The transfer that occurred subsequently is what we refer to: his crime was reinterpreted and changes from "common massacre" to "political massacre." Why? On what basis? A remarkable choice, given that there are no new facts. The offence of political massacre was not even applied in the Capaci or the Piazza Fontana bombings. The result is that Cospito – with the endorsement of ex-Minister Cartabia – is destined for 41-bis.
He ends up in a sort of sepulcher, a space for a tombstone: 1 meter and 52 centimeters width and 2 meters, 52 centimeters length. Darkness, no electric light. Glimmers up high, corresponding to the surrounding wall, the only light. The cell is below sea level in the prison of Sassari. Hours alone in a walled cube where the grating permits only a glimpse of the sky. Isolation, separation, the elimination even of memories, of photographs of the familiar. A form of living burial, of exclusion from humanity.
This is happening in Italy in 2023. It becomes almost grotesque to speak of the outrages of the Inquisition. We know very well that torture, a dark phoenix, a practice never discontinued, has assumed new forms in the democracies of the 21st century. Will we have to accept a State torturer who uses violence on the body of a prisoner? Why are there so many ways to exercise violence, and without leaving a trace? Italy’s recent past has bred police abuse of victims. It would not be proper, nor even in the interests of the Republic, to assist at an announced suicide.
Finally, I would like to touch on 2 questions that it seems to me have not been addressed. I am leaving out 41-bis: I am against it, always and for everyone (but I would need another article to say that).
The first question concerns the concept of terrorism, dangerous and slippery. Who is a terrorist? And who decides that? We know how all the emergency legislation created in the American context, and in which other European countries participate, has revealed the violent desire of democracy, producing abuses of every sort: preventive torture, illegitimate administrative detentions. A dangerous road which provokes discussion of the rights of every citizen. Is dissent subversion? Does publishing in an anarchist magazine make people terrorists?

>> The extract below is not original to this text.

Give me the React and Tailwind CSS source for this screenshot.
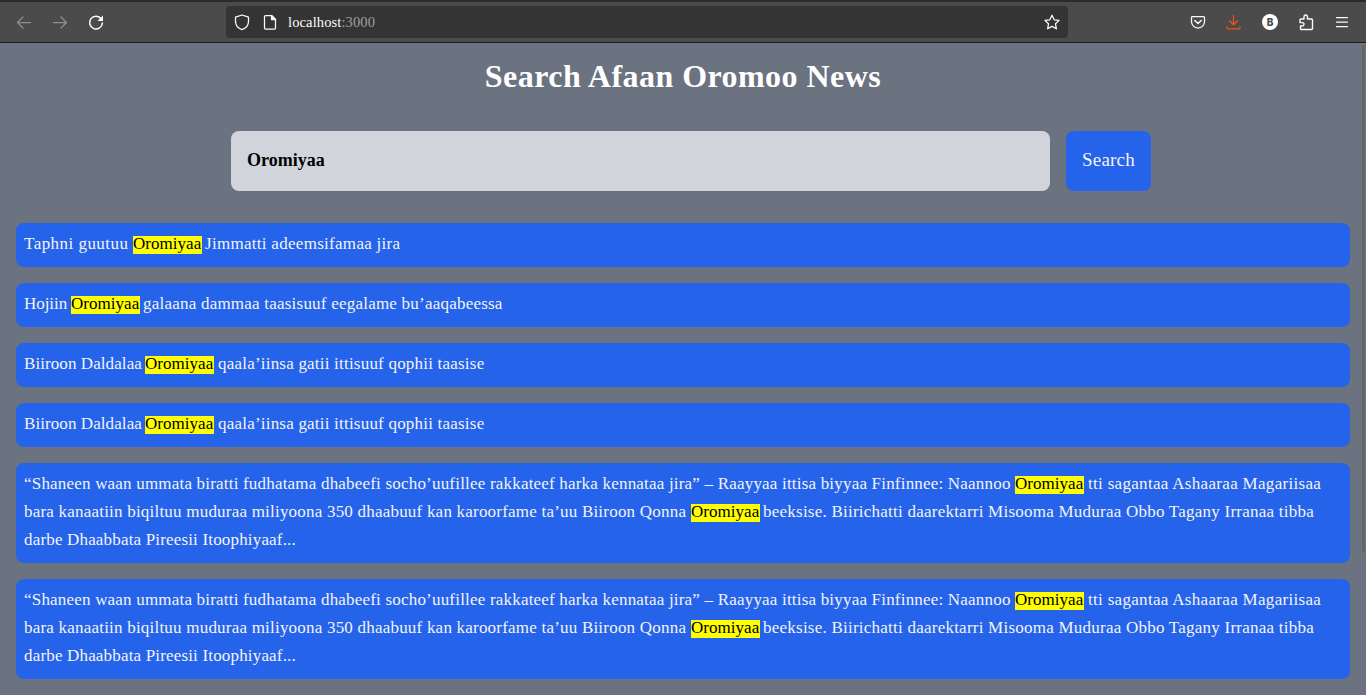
import React from "react";

const Mark = ({ children = "Oromiyaa" }) => (
  <mark className="inline-block h-[18px] w-[69px] bg-[#ffff00] align-baseline leading-4 tracking-[0.04px] text-black">
    {children}
  </mark>
);

const Card = ({ children }) => (
  <article className="rounded-lg bg-[#2563eb] px-2 pt-[7px] pb-[9px] text-[17px] leading-7 whitespace-nowrap text-[#f3f4f6]">
    {children}
  </article>
);

const LongStory = () => (
  <Card>
    <div className="flex h-7">
      <span className="w-[991px] tracking-[0.195px]">
        “Shaneen waan ummata biratti fudhatama dhabeefi socho’uufillee rakkateef harka kennataa jira” – Raayyaa ittisa biyyaa Finfinnee: Naannoo
      </span>
      <span className="w-[73px]"><Mark /></span>
      <span className="tracking-[0.31px]">tti sagantaa Ashaaraa Magariisaa</span>
    </div>
    <div className="flex h-7">
      <span className="w-[667px] tracking-[0.21px]">
        bara kanaatiin biqiltuu muduraa miliyoona 350 dhaabuuf kan karoorfame ta’uu Biiroon Qonna
      </span>
      <span className="w-[72px]"><Mark /></span>
      <span className="tracking-[0.235px]">
        beeksise. Biirichatti daarektarri Misooma Muduraa Obbo Tagany Irranaa tibba
      </span>
    </div>
    <div className="h-7 tracking-[0.17px]">darbe Dhaabbata Pireesii Itoophiyaaf...</div>
  </Card>
);

const Icon = ({ className, children }) => (
  <svg viewBox="0 -0.5 16 16" className={`size-4 shrink-0 overflow-visible ${className}`} fill="none" stroke="currentColor" strokeWidth="1.25" strokeLinecap="round" strokeLinejoin="round">
    {children}
  </svg>
);

const Toolbar = () => (
  <header className="flex h-[43px] items-center border-t-2 border-b border-t-[#2b2b2b] border-b-[#1c1b22] bg-[#4b4b4b] pr-4 pl-4 text-[#fbfbfe]">
    <div className="flex gap-5">
      <Icon className="text-[#8f8f8f]"><path d="M14.500 8H1.500M7 2.500 1.500 8 7 13.500" /></Icon>
      <Icon className="text-[#8f8f8f]"><path d="M1.500 8h13M9 2.500 14.500 8 9 13.500" /></Icon>
      <Icon className="">
        <path strokeWidth="1.5" d="M13.300 4.500A6.400 6.400 0 1 0 14.400 8.500" />
        <path fill="currentColor" stroke="none" d="M15 1v5.500H9.500z" />
      </Icon>
    </div>
    <div className="ml-[122px] flex h-8 w-[842px] items-center rounded bg-[#343434] px-2">
      <Icon className=""><path d="M8 .5 14.500 2.700v4c0 4-2.500 7-6.500 8.400C4 13.700 1.500 10.700 1.500 6.700v-4z" /></Icon>
      <Icon className="ml-3">
        <path d="M3.500 1h6l4 4v8.500a1 1 0 0 1-1 1h-9a1 1 0 0 1-1-1V2a1 1 0 0 1 1-1z" />
        <path fill="currentColor" d="M9.500 1v4h4z" />
      </Icon>
      <span className="ml-[10px] -mt-px text-[14.5px] leading-5 tracking-[0.12px]">
        localhost<span className="text-[#a0a0a0]">:3000</span>
      </span>
      <Icon className="ml-auto">
        <path d="m8 .7 2.200 4.600 4.900.6-3.600 3.400.9 5L8 11.900l-4.400 2.400.9-5L.9 5.900l4.900-.6z" />
      </Icon>
    </div>
    <div className="ml-auto flex items-center gap-5">
      <Icon className="">
        <path d="M2.500 2h11a1 1 0 0 1 1 1v4a6.500 6.500 0 0 1-13 0V3a1 1 0 0 1 1-1z" />
        <path strokeWidth="1.5" d="M4.800 6 8 9l3.200-3" />
      </Icon>
      <Icon className="-translate-x-[0.5px] text-[#e95420]">
        <path d="M8 .5v9.500M4 6.200l4 4 4-4M1.500 12v1.300a1 1 0 0 0 1 1h11a1 1 0 0 0 1-1V12" />
      </Icon>
      <span className="flex size-4 items-center justify-center rounded-full bg-white font-['Inter',sans-serif] text-[10px] leading-4 font-extrabold text-[#4b4b4b]">B</span>
      <Icon className="">
        <path strokeWidth="1.4" d="M3 4.500h3V2.200a1.700 1.700 0 0 1 3.400 0v2.300h4.100a1 1 0 0 1 1 1v8.500a1 1 0 0 1-1 1h-10a1 1 0 0 1-1-1v-2.500h1.800a1.700 1.700 0 0 0 0-3.400H2V5.500a1 1 0 0 1 1-1z" />
      </Icon>
      <Icon className=""><path d="M2.500 3h11M2.500 7.500h11M2.500 12h11" /></Icon>
    </div>
  </header>
);

export default function App() {
  return (
    <div className="relative h-[695px] w-[1366px] overflow-hidden bg-[#6b7280] font-['Liberation_Serif',serif]">
      <Toolbar />
      <main className="px-4">
        <h1 className="pt-[15px] text-center text-[32px] leading-9 font-bold tracking-[0.45px] text-white">
          Search Afaan Oromoo News
        </h1>
        <div className="mt-[37px] flex gap-4 pl-[215px]">
          <input
            aria-label="Search news"
            defaultValue="Oromiyaa"
            className="h-[60px] w-[819px] rounded-lg bg-[#d1d5db] px-4 pb-[2px] text-[18px] font-bold text-black outline-none"
          />
          <button className="h-[60px] w-[85px] rounded-lg bg-[#2563eb] pb-[2px] text-[19px] tracking-[0.2px] text-[#f3f4f6]">
            Search
          </button>
        </div>
        <section className="mt-8 flex flex-col gap-4">
          <Card>
            <div className="flex">
              <span className="w-[109px] tracking-[0.46px]">Taphni guutuu</span>
              <span className="w-[72px]"><Mark /></span>
              <span className="tracking-[0.29px]">Jimmatti adeemsifamaa jira</span>
            </div>
          </Card>
          <Card>
            <div className="flex">
              <span className="w-[47px] tracking-[-0.06px]">Hojiin</span>
              <span className="w-[72px]"><Mark /></span>
              <span className="tracking-[0.22px]">galaana dammaa taasisuuf eegalame bu’aaqabeessa</span>
            </div>
          </Card>
          {[0, 1].map((i) => (
            <Card key={i}>
              <div className="flex">
                <span className="w-[121px] tracking-[0.08px]">Biiroon Daldalaa</span>
                <span className="w-[73px]"><Mark /></span>
                <span className="tracking-[0.21px]">qaala’iinsa gatii ittisuuf qophii taasise</span>
              </div>
            </Card>
          ))}
          <LongStory />
          <LongStory />
        </section>
      </main>
      <div className="absolute top-[45px] right-[1px] h-[507px] w-[3px] rounded-full bg-[#666666]" />
    </div>
  );
}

The second question concerns the subject of anarchism itself. Much more than other countries, Italy has an ambivalent relationship with anarchism. On the one hand we have Sacco and Vanzetti, like fathers of our free and anti-Mussolini country. Exponents of the great Italian, anarchistic tradition, without whom it would be difficult even to imagine the culture of this country, on the other hand Valpreda and the bombs, the temptation to demonize anarchists. Here also Italy has much to answer for. In these times there are attempts to call the anarchists either monsters or demons, terrorists who threaten “our overseas installations, offices, etc.”! At best they are people who fall prey to “an antiquated blind faith.” Grotesque visions, which would be laughable if there were not anti-democratic implications. Anarchist thought, which in these last years was clearly philosophically the most interesting and the most productive, becomes part of the current cultural and political context. In short: Is Cospito under 41-bis because he is an anarchist?
We hope that in the name of all Italian citizens Minister Nordio intervenes by the 12th of February to proscribe 41-bis. It is already too late, and with that goes the life of Cospito, the rights of all of us and of this democracy.